The yuan has weakened by more than 2.6 per cent since the start of May, suffering its worst monthly performance in ten months in the wake of a major escalation in the Sino-US trade dispute.
The People's Bank of China (PBOC) said the bill auction in Hong Kong is aimed at "improving the yuan bond yield curve" in the financial hub, according to a statement on its website.
It will be the fourth sale of offshore yuan bills in Hong Kong. Like the first, last November, the latest sale will be an "off-cycle" issuance as there are no bonds due to expire this month. The last two sales were roll-overs.
The central bank had tapped the market every three months with the same deal size and structure since the first issuance in November.
Traders believe the move by the central bank was a warning against yuan short-sellers in the offshore market as the Chinese currency has weakened to an over six-month low and neared psychologically critical 7 per dollar, a level that was last seen during global financial crisis.
"The central bank is defending the exchange rate by stabilising expectations onshore and fighting against the yuan bears offshore through the bill auction," said a trader at a Chinese bank.
The onshore spot rate is allowed to trade with a range 2 per cent above or below the official fixing on any given day, but there is no such restriction on offshore yuan.
Official midpoint fixing has been set in a very tight range just above 6.9 per dollar in the past few weeks and come in persistently firmer than market consensus.
Market participants believe the central bank is seeking to dampen volatility and counteract depreciation expectations.
Bill sales will theoretically freeze yuan funds in Hong Kong and push up the borrowing cost for the Chinese currency. By soaking up yuan liquidity in Hong Kong, the auction will make it more expensive for speculators to bet on a weakening yuan.
The bill auction statement also came as the gap between the onshore and offshore yuan widened. As of 0334 GMT, the spread between the two rates stood at 125 pips, with offshore spot rate trading at a discount at 6.9298 per dollar.
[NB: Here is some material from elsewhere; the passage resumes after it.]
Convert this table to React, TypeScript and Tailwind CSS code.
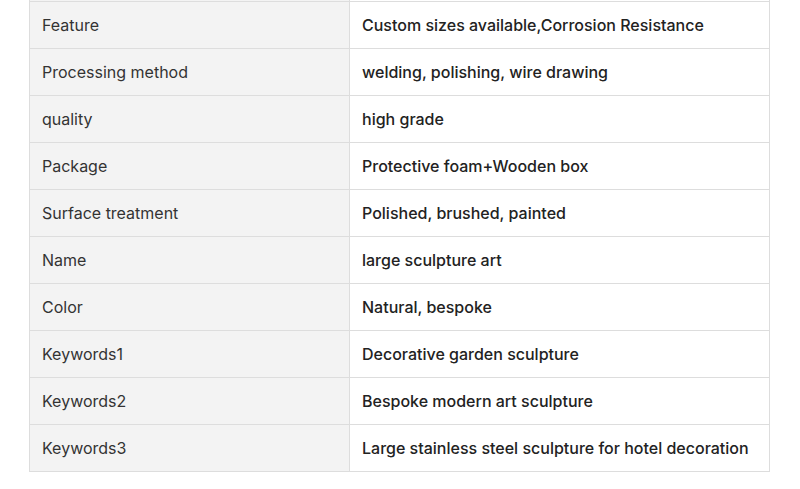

The spread stood at above 200 pips in most trading sessions last month.
Ken Cheung, senior Asian FX strategist at Mizuho Bank in Hong Kong said the PBOC is sending a slightly conflicting signal to the market as it said there is no red line for the exchange rate, but on the other hand it is stabilising the currency.
Mr Cheung said additional downside pressure on the yuan could emerge if trade negotiations between China and the United States fall through during the G-20 summit in Japan later this month.
PBOC Governor Yi Gang said last Friday no "numerical number" for the exchange rate was more important than another.
"The trade war would have a temporary depreciation pressure on renminbi, but you see, after the noise, renminbi will continue to be very stable and relatively strong compared to emerging market currencies, even compared to convertible currencies," Bloomberg quoted Mr Yi as saying, where he used the yuan's official name.
The PBOC did not elaborate on the bill auction plan.